Margem de surpresa mínima na reunião do banco central europeu.
A última reunião do BCE obrigou os participantes do mercado a olhar com atenção para as nuances e apreciações. Se nos fixarmos apenas nos números, o cenário não mudou: o nível das taxas de juro mantém-se nos 0%, a taxa de depósito continua nos -0,4% e o QE continua em marcha, com aquisições de 30.000 milhões de euros em dívida ao mês “até setembro ou mais”. A mudança realmente importante produziu-se no discurso da instituição, articulado por Mario Draghi.
O presidente do BCE optou por eliminar o aviso de que a instituição poderá modificar o tamanho e/ou a duração do programa de aquisição de dívida se o considerar necessário, para uma alteração nas circunstâncias macroeconómicas. Os mercados levam já algum tempo a refletir timidamente, mas gradualmente, uma mudança na política de comunicação da entidade.
Para James Athey, gestor da Aberdeen Standard Investments, “o importante é que o BCE deixou de falar sobre fazer mais se as condições económicas e financeiras piorarem”. Athey afirma que a mensagem desta última reunião “é um reconhecimento tático de que a previsão económica na Europa é mais prometedora do que era”. Ainda que a reação inicial do mercado da dívida tenha sido com vendas, o especialista não se mostra preocupado, porque “esta mudança aproxima-nos da retirada de apoios do BCE” e porque estima que “a reação não deverá ser desmesurada”.

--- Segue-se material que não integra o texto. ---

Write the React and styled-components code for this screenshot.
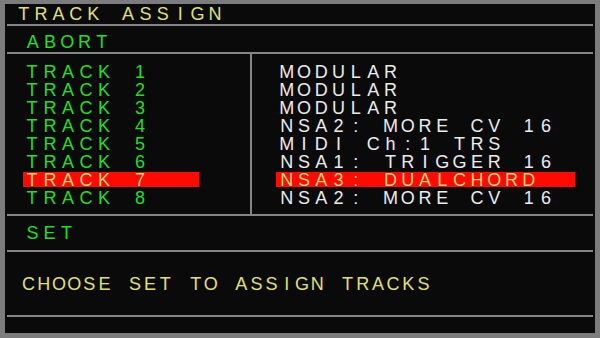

Segundo Stefan Isaacs, gestor e diretor adjunto de obrigações retalhistas da M&G, destaca que a autoridade monetária incrementou as suas previsões de crescimento para 2018 para 2,4%, para além de retirar a referência à aplicação potencial de mais estímulos. O gestor vaticina que, a partir de agora, “o BCE provavelmente vai começar a encaminhar-se progressivamente para o endurecimento da sua política monetária”. Isaacs prevê que os próximos passos consistam no “anúncio do seu programa de compra de ativos, antes de o terminar mais à frente no ano, o que poderia ser seguido de uma subida das taxas em 2019”.
No que respeita ao impacto destas decisões, o especialista esclarece que a mudança de política monetária está de acordo com uma melhoria sustentável da situação económica na zona euro, graças a um crescimento superior à média, a contínua redução do gap de produção e o aumento global das pressões inflacionistas até ao objetivo dos 2% do banco central. “Esta situação poderá traduzir-se numa maior pressão sobre as yields da dívida pública, especialmente no curto prazo, o que provavelmente irá beneficiar os setores cíclicos e deverá continuar a favorecer os ativos de risco”, sentencia o gestor.
Por último, Andrew Belshaw, diretor de investimentos da Western Asset, filial da Legg Mason, considera que Draghi eliminou a posição acomodatícia, tal como esperavam os mercados, ainda que, na sua opinião, não fosse necessária no contexto atual. “Tendo em conta que o presidente do BCE tirou importância a este facto e ao tom acomodatício na conferência de imprensa, o efeito no mercado foi insignificante”, sublinha.